── RECORDS FOR PROCESSING

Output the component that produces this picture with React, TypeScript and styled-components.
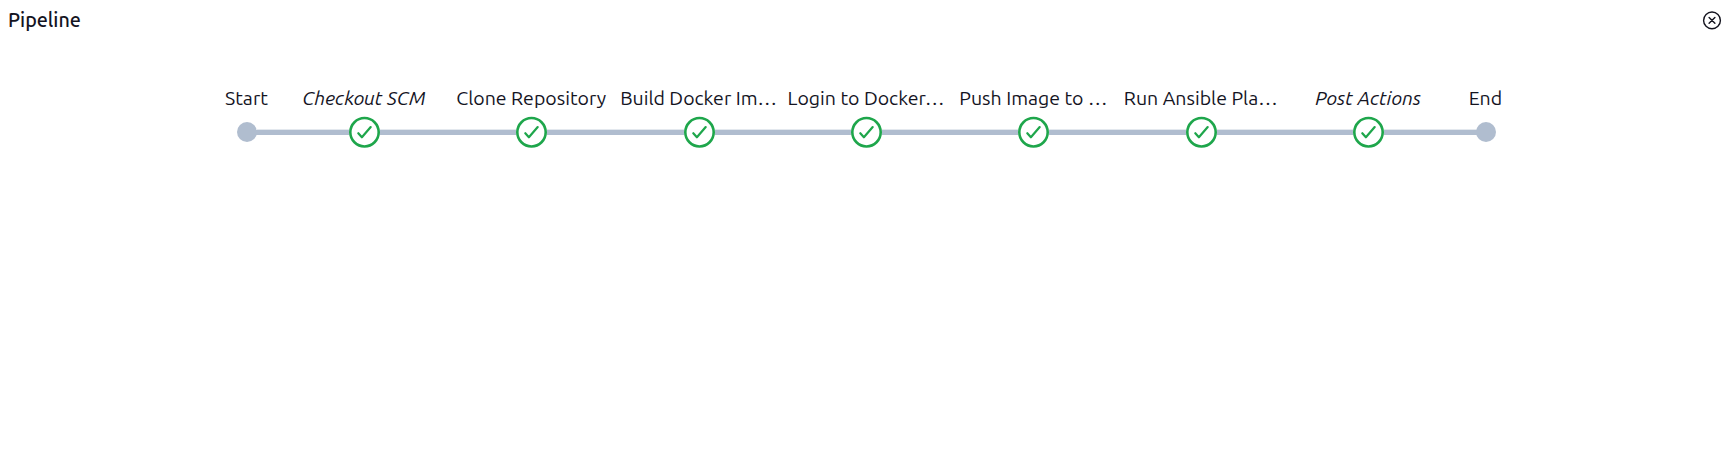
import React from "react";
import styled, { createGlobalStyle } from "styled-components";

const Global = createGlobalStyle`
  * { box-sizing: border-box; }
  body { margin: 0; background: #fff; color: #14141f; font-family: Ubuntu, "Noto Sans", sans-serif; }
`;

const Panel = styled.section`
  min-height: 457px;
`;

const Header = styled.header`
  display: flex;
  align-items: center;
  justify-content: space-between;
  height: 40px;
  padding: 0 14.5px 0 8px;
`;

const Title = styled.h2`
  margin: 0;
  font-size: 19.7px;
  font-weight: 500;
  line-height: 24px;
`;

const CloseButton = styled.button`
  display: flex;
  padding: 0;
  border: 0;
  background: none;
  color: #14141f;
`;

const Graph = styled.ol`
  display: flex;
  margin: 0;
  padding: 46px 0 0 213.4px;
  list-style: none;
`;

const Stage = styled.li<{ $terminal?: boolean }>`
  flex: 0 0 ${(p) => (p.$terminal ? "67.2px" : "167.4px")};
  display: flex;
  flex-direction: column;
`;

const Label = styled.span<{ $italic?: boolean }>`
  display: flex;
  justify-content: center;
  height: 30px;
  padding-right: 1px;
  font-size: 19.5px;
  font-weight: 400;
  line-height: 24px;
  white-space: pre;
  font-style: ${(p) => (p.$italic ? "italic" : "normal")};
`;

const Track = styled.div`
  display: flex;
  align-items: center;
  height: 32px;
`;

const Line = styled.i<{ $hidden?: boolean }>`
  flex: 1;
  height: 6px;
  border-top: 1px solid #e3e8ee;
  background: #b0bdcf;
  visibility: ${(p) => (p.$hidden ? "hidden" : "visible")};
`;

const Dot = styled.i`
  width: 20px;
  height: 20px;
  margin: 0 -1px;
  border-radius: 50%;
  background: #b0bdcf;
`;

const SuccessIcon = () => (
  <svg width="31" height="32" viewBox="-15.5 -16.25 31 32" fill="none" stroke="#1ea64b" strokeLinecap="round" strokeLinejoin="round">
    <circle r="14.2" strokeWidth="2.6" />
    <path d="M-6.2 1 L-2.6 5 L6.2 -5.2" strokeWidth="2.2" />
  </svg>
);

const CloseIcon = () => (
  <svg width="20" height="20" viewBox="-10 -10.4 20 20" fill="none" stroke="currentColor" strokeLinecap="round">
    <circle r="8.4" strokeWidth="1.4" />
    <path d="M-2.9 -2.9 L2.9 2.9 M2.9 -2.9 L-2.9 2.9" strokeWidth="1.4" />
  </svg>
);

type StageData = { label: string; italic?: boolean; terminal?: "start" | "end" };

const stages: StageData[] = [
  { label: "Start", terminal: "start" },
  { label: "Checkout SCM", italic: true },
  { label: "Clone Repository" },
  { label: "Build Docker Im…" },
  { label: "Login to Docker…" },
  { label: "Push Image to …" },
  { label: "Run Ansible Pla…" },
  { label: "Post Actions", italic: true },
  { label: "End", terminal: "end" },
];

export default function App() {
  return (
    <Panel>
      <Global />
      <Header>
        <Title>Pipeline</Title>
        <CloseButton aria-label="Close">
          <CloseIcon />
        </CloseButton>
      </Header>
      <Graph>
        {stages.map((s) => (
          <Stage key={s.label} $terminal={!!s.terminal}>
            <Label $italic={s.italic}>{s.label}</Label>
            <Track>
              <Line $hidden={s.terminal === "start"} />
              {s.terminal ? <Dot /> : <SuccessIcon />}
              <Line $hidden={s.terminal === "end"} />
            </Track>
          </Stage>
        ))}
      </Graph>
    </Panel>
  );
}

────
── RECORDS FOR PROCESSING

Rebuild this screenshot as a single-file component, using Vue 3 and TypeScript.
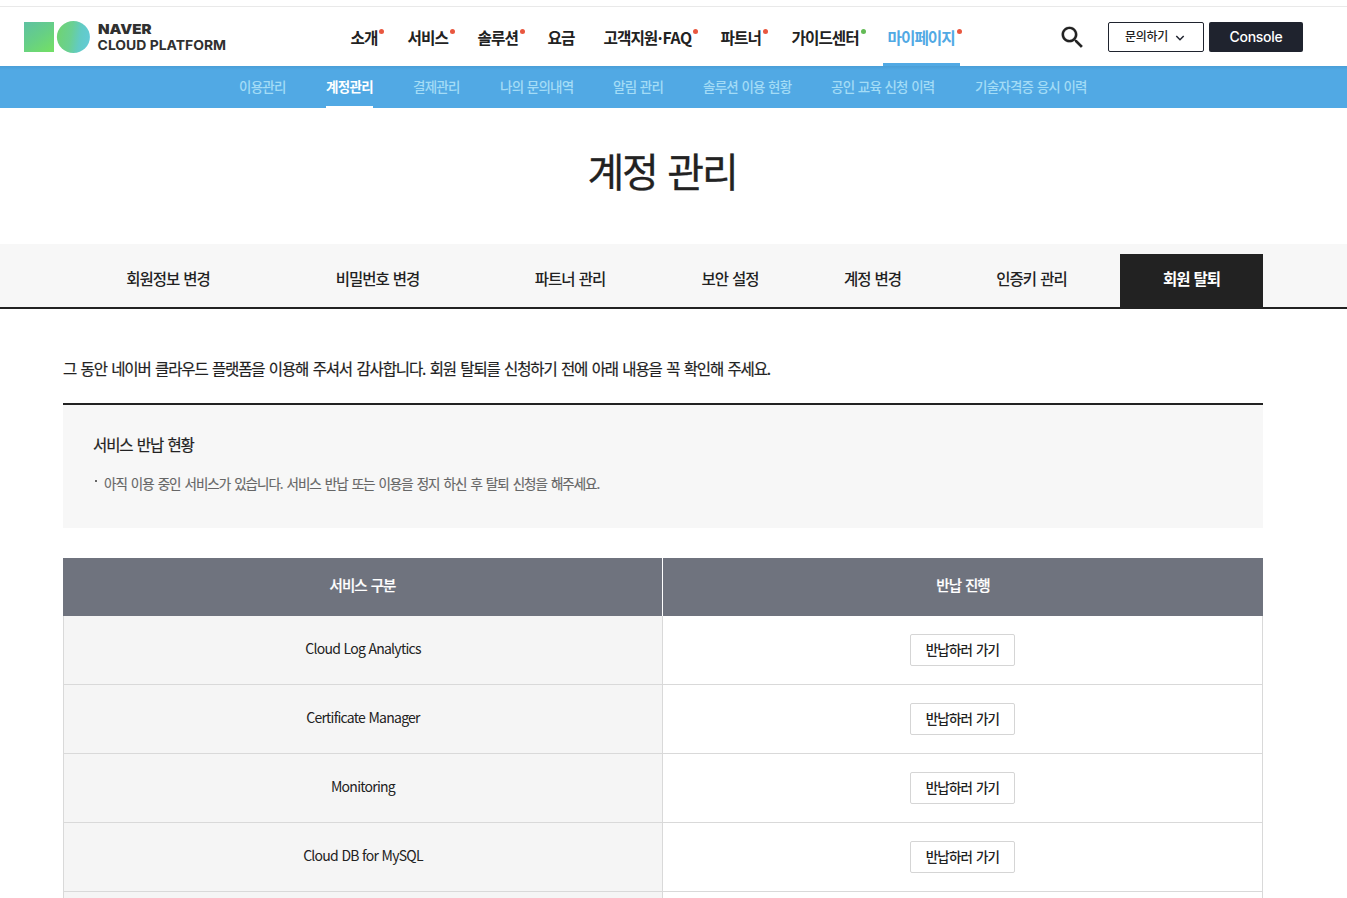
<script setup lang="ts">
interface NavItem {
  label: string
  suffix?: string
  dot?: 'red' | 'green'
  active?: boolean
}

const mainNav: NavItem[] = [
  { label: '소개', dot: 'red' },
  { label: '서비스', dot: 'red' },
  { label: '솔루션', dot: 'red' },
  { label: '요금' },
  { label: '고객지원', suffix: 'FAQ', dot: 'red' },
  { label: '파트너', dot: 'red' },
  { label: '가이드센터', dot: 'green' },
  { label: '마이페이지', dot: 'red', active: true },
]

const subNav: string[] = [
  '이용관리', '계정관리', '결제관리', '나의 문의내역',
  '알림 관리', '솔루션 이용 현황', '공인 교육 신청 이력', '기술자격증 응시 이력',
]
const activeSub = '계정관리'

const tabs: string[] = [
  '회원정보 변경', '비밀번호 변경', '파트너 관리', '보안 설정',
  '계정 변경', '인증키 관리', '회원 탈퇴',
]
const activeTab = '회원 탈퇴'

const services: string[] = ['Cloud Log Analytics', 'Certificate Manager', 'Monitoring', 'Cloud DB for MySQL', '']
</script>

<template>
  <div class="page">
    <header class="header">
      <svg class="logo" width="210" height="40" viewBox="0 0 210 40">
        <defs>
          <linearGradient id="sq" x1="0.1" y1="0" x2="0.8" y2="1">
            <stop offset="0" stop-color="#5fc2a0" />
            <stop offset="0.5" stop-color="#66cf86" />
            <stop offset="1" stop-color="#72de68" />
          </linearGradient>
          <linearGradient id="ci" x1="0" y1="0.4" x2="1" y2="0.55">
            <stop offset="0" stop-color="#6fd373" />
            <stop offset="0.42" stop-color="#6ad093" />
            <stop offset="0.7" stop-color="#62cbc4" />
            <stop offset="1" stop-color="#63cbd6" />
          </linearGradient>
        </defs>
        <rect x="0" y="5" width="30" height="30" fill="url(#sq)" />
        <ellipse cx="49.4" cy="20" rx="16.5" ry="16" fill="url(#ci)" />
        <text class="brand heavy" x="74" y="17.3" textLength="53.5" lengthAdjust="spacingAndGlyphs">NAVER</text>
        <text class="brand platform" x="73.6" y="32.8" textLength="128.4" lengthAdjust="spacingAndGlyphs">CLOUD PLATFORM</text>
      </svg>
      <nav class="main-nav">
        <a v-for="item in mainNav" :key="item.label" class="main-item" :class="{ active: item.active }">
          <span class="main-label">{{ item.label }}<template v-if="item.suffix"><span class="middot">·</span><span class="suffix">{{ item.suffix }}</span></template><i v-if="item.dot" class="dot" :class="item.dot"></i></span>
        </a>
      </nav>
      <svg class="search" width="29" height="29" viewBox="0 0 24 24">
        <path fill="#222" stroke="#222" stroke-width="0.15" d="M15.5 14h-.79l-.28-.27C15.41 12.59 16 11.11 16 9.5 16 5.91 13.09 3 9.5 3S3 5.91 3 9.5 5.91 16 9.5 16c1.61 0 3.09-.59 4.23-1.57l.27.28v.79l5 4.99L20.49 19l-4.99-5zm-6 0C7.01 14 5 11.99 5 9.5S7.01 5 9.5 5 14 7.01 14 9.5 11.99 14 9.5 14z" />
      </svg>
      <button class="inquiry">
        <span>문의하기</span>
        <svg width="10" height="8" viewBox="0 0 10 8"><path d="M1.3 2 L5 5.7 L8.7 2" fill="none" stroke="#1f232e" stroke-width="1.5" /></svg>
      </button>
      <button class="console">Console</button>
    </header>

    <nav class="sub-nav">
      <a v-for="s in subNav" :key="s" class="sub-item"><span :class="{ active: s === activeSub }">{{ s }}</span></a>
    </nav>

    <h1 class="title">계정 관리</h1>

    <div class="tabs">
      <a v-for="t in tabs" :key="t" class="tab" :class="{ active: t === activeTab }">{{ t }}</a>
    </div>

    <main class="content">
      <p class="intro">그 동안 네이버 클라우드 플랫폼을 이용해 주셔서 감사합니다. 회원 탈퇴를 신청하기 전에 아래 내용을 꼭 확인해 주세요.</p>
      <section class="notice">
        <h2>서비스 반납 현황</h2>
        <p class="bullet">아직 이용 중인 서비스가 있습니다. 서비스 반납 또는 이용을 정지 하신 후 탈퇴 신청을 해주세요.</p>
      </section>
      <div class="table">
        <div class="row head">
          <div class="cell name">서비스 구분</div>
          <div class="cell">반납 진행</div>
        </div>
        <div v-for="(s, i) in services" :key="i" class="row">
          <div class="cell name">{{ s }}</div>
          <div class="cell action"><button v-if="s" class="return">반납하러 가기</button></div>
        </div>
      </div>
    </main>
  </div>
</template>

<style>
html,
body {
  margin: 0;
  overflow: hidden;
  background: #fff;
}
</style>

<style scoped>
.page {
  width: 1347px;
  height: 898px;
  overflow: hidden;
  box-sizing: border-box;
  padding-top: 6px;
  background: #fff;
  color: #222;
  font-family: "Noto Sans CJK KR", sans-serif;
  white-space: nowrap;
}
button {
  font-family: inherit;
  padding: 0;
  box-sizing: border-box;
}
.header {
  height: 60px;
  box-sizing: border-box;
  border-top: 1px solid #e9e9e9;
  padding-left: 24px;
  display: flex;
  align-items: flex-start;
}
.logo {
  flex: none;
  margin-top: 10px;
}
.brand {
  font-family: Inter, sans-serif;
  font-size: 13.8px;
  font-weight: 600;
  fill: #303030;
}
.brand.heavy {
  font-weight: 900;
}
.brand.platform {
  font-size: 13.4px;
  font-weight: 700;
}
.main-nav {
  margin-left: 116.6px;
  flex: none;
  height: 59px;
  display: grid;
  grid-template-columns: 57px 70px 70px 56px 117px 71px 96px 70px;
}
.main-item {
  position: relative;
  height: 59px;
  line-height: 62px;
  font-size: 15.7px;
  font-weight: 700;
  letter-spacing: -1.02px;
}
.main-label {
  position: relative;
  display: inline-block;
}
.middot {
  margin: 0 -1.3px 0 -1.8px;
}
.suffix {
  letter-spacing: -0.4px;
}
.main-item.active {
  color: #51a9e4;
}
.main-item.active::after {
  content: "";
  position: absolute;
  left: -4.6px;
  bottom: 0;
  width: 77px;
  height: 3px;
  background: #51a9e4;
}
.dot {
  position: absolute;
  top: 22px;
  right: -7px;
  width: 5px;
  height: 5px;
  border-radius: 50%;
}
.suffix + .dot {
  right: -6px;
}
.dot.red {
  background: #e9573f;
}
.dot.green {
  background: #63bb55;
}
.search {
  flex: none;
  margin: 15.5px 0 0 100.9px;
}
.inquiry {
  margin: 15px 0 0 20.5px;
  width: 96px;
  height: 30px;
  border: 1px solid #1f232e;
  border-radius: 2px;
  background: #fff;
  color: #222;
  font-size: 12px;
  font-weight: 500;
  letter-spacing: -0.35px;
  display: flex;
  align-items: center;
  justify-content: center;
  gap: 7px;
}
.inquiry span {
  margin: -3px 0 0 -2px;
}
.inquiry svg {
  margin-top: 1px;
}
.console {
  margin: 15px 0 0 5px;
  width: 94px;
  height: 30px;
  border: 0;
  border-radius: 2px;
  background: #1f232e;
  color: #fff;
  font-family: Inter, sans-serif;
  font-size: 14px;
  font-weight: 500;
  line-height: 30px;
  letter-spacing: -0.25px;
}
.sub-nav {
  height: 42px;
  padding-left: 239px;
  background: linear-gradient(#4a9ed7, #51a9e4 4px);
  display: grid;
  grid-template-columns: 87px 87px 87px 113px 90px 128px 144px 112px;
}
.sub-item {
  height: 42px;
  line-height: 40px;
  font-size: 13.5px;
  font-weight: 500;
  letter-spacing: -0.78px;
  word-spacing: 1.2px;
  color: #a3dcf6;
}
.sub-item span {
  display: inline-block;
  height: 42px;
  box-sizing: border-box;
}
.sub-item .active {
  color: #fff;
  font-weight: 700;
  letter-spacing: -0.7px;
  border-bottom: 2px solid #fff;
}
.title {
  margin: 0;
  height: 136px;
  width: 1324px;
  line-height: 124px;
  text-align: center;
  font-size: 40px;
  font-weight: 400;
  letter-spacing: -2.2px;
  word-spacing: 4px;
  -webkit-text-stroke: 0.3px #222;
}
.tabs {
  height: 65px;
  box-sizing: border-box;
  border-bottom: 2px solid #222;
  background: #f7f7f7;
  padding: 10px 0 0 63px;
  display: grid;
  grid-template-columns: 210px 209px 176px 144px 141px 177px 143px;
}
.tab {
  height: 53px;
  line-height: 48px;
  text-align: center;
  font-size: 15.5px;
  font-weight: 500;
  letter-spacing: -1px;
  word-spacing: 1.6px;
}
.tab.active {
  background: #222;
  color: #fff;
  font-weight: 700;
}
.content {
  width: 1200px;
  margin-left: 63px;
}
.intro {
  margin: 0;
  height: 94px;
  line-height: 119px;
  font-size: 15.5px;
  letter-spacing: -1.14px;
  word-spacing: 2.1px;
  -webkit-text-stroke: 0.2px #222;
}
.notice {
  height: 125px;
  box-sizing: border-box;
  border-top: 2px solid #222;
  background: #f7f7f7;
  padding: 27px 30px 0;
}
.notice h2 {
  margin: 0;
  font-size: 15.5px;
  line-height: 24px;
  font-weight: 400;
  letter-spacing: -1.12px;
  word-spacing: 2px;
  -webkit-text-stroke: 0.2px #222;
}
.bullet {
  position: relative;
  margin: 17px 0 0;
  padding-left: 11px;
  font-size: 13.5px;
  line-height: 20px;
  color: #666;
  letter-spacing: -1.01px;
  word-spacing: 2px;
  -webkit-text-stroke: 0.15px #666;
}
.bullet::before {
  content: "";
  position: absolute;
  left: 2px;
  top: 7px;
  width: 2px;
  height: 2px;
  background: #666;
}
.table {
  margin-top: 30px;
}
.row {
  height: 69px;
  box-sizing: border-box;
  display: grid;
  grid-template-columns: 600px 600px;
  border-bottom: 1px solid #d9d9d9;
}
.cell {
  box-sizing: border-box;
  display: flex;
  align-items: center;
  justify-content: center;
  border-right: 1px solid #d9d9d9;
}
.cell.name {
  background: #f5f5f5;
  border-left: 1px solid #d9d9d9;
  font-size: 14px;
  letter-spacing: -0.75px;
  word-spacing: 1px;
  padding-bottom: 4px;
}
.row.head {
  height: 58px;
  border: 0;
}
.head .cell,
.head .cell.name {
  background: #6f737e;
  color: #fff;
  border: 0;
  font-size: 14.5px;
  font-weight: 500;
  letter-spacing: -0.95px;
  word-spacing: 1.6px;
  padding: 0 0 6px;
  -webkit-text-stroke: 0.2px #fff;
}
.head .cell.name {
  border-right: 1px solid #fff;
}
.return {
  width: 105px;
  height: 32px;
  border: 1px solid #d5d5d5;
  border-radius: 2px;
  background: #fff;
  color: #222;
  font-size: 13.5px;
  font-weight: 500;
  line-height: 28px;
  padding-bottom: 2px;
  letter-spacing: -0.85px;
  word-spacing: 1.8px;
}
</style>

────

#### [TASK INSTRUCTIONS]
Skip all pictures. Retype exactly the span whose first line is the one with "Rebuild this screenshot" and whose last line is the one with "const activeTab = '회원 탈퇴'".

#### [RESPONSE FOR THIS EXERCISE]
Rebuild this screenshot as a single-file component, using Vue 3 and TypeScript.
<script setup lang="ts">
interface NavItem {
  label: string
  suffix?: string
  dot?: 'red' | 'green'
  active?: boolean
}

const mainNav: NavItem[] = [
  { label: '소개', dot: 'red' },
  { label: '서비스', dot: 'red' },
  { label: '솔루션', dot: 'red' },
  { label: '요금' },
  { label: '고객지원', suffix: 'FAQ', dot: 'red' },
  { label: '파트너', dot: 'red' },
  { label: '가이드센터', dot: 'green' },
  { label: '마이페이지', dot: 'red', active: true },
]

const subNav: string[] = [
  '이용관리', '계정관리', '결제관리', '나의 문의내역',
  '알림 관리', '솔루션 이용 현황', '공인 교육 신청 이력', '기술자격증 응시 이력',
]
const activeSub = '계정관리'

const tabs: string[] = [
  '회원정보 변경', '비밀번호 변경', '파트너 관리', '보안 설정',
  '계정 변경', '인증키 관리', '회원 탈퇴',
]
const activeTab = '회원 탈퇴'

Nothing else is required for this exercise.